KIRSAL ALANIN SESSİZ KAHRAMANLARI KADINLARDIR

IMG_9621Yrd. Doç. Dr. İlkay Kutlar kırsaldaki kadın profili hakkında bilgi verdi. Kutlar, Tarım Sektöründe çalışan kadınların %80 oranında, aile için çalıştığı ve emeğinin karşılığı olarak herhangi bir ücrete tabi tutulmadığını belirtti. Kadınların tarım sektöründe mülkiyetinin bulunmadığını ifade eden Kutlar, dünya üzerindeki tarım alanlarının yalnızca %1 oranında kadınların mülkiyetinde olduğunu hatırlattı.
Kırsal alanda yaşayan kadınların sosyal hizmetlere ulaşmada güçlük çektiklerini, kız Çocuklarının eğitime ulaşmada sorun yaşadıklarını kaydeden Kutlar ; “Kırsal alanın sessiz kahramanları kadınlardır” dedi.
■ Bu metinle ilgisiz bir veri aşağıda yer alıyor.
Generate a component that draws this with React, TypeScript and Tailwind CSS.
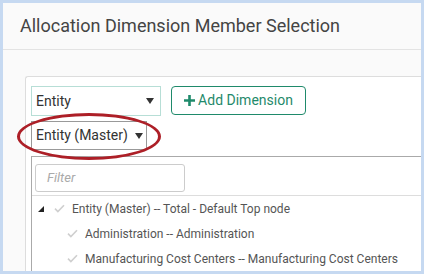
import React from "react";

function Check({ className }: { className?: string }) {
  return (
    <svg viewBox="0 0 12 10" className={className} width="11" height="9">
      <path d="M1 5.2 L4.2 8.4 L11 1.4" fill="none" stroke="#cfcfcf" strokeWidth="1.8" />
    </svg>
  );
}

function Caret() {
  return (
    <svg width="8" height="6" viewBox="0 0 8 6" className="shrink-0">
      <polygon points="0,0 8,0 4,6" fill="#333" />
    </svg>
  );
}

const rows = [
  { depth: 0, label: "Entity (Master) -- Total - Default Top node" },
  { depth: 1, label: "Administration -- Administration" },
  { depth: 1, label: "Manufacturing Cost Centers -- Manufacturing Cost Centers" },
];

export default function App() {
  return (
    <div
      className="w-[424px] h-[274px] bg-[#c6d9f1] p-[3px] overflow-hidden"
      style={{ fontFamily: "Roboto, 'Liberation Sans', sans-serif" }}
    >
      <div className="w-full h-full bg-[#fafafa] flex flex-col overflow-hidden">
        <div className="h-[47px] shrink-0 flex items-center px-[17px] border-b border-[#e3e3e3]">
          <h1 className="text-[18px] text-[#444] leading-none">Allocation Dimension Member Selection</h1>
        </div>

        <div className="flex-1 pl-[22px] pt-[26px] flex flex-col min-h-0">
          <div className="flex-1 bg-white border-t border-l border-[#ddd] rounded-tl-[3px] pl-[5px] pt-[9px] flex flex-col min-h-0">
            <div className="flex items-start">
              <div className="w-[130px] h-[30px] border border-[#b7ded6] bg-white flex items-center justify-between pl-[4px] pr-[6px] text-[14px] text-[#333]">
                <span>Entity</span>
                <Caret />
              </div>
              <button className="ml-[10px] w-[135px] h-[29px] border border-[#1f8a6b] rounded-[4px] flex items-center justify-center gap-[3px] text-[14px] text-[#1f8a6b]">
                <svg width="11" height="11" viewBox="0 0 11 11">
                  <path d="M5.5 0 V11 M0 5.5 H11" stroke="#1f8a6b" strokeWidth="2.6" />
                </svg>
                <span>Add Dimension</span>
              </button>
            </div>

            <div className="relative mt-[5px] w-[116px] h-[29px]">
              <div className="w-full h-full border border-[#999] bg-white flex items-center pl-[4px] gap-[7px] text-[14px] text-[#333] whitespace-nowrap">
                <span>Entity (Master)</span>
                <Caret />
              </div>
              <div className="absolute left-[-14px] top-[-8px] w-[144px] h-[47px] rounded-[50%] border-[3px] border-[#ad1f27]" />
            </div>

            <div className="mt-[6px] flex-1 border-t border-l border-[#aaa] flex flex-col">
              <div className="pl-[3px] pt-[7px] pb-[3px] border-b border-[#ddd]">
                <div className="w-[150px] h-[28px] border border-[#ccc] rounded-[3px] flex items-center pl-[11px] text-[13px] italic text-[#aaa]">
                  Filter
                </div>
              </div>
              {rows.map((r, i) => (
                <div
                  key={i}
                  className={`h-[25px] flex items-center text-[12px] text-[#555] whitespace-nowrap ${
                    r.depth === 0 ? "pl-[6px]" : "pl-[35px]"
                  }`}
                >
                  {r.depth === 0 && (
                    <svg width="6" height="6" viewBox="0 0 6 6" className="mr-[10px]">
                      <polygon points="6,0 6,6 0,6" fill="#222" />
                    </svg>
                  )}
                  <Check className="mr-[7px]" />
                  <span>{r.label}</span>
                </div>
              ))}
            </div>
          </div>
        </div>
      </div>
    </div>
  );
}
Devrimci Turizm İş Sendikası Eşbaşkanı Didem Erkıvanç Türkay ise, çıkarılan Aile Paketine ilişkin yapılan anket çalışmalarının sonuçlarını aktardı. Erkıvanç, çeyiz paketi gibi uygulamaların evliliği teşvik edeceğine dair görüşün oldukça yüksek olduğunu belirtirken, süt ve doğum izni gibi hakların kadınlar tarafından statü kaybı olacağı gerekçesiyle kullanılmadığına işaret etti.